There might be twenty-five or thirty of the young men. They were paid for their labor with the meat given them to eat; and each carried a sharp stick on which he skewered the meat he could not eat, to take home. 7

The husking season was looked upon as a time of jollity; and youths and maidens dressed and decked themselves for the occasion.

Of course each young man gave particular help to the garden of his sweetheart. Some girls were more popular than others. The young men were apt to vie with one another at the husking pile of an attractive girl.

Some of the young men rode ponies, and when her corn pile had been husked, a youth would sometimes lend his pony to his sweetheart for her to carry home her corn. She loaded the pony with loose ears in bags, bound on either side of the saddle, or with strings of braided corn laid upon the pony's back.
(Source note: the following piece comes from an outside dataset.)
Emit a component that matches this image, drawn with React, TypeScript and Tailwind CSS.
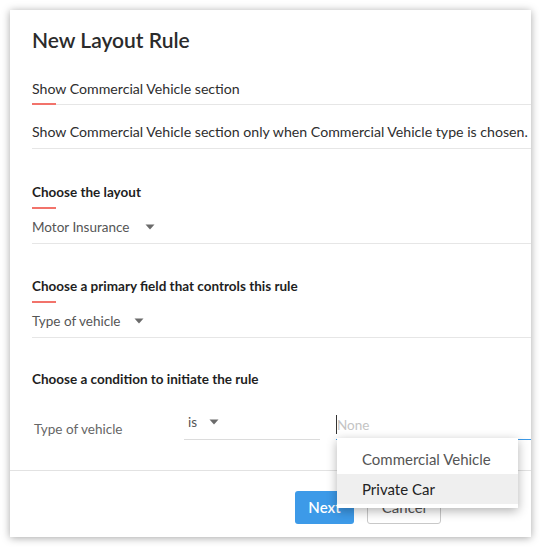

The husking season, like the green corn season, lasted about ten days. The young men helped faithfully each day, and when they had husked all the corn in one field, they moved to another. Thus all the corn piles were speedily husked.

The husking was always done in the field. We never carried the corn to the village to be husked, as the husks would then have dried, and hurt the hands of the husker. As we plucked the ears, we piled them in a heap in the field, to keep the husks moist and soft. 8

Rejecting Green Ears

As the huskers worked they were careful not to add any green ears to the husked pile. A green ear would turn black and spoil, and be fit for nothing.

Every husker knew this; and if a young man was helping another family husk, he laid in a little pile beside him, any green ears that he found. These green ears belonged to him, to eat or to feed to his pony.

Last year a white man hired me to gather the corn in his field and husk it; and I kept all the green ears for myself, for that is my custom. I do not know whether that white man liked it or not. It may be he thought I was stealing that green corn; but I was following the custom that I learned of my tribe.

I am an Indian; if a white man hires me to do work for him, he must expect that I will follow Indian custom.

Braiding Corn

Most of the corn as it was husked was tossed into a pile, to be borne later to the village. This was true of all the smaller and less favored ears: the best of the larger ears were braided into strings.

As we husked, if a long ear of good size and appearance was found, it was laid aside for braiding. For this purpose the husk was bent back upon the stub of the stalk on the big end of the ear, leaving the three thin leaves that cling next to the kernels still lying on the ear in their natural position. The part of the husk that was bent back was cut off with a knife; the three thin leaves that remained were now bent back on the ear, and the ear was laid aside. Another ear was treated in the same way and laid beside the first, also with its thin leaves bent back. And thus, until a row of ears lay extended side by side upon the ground, all the ears lying point forward.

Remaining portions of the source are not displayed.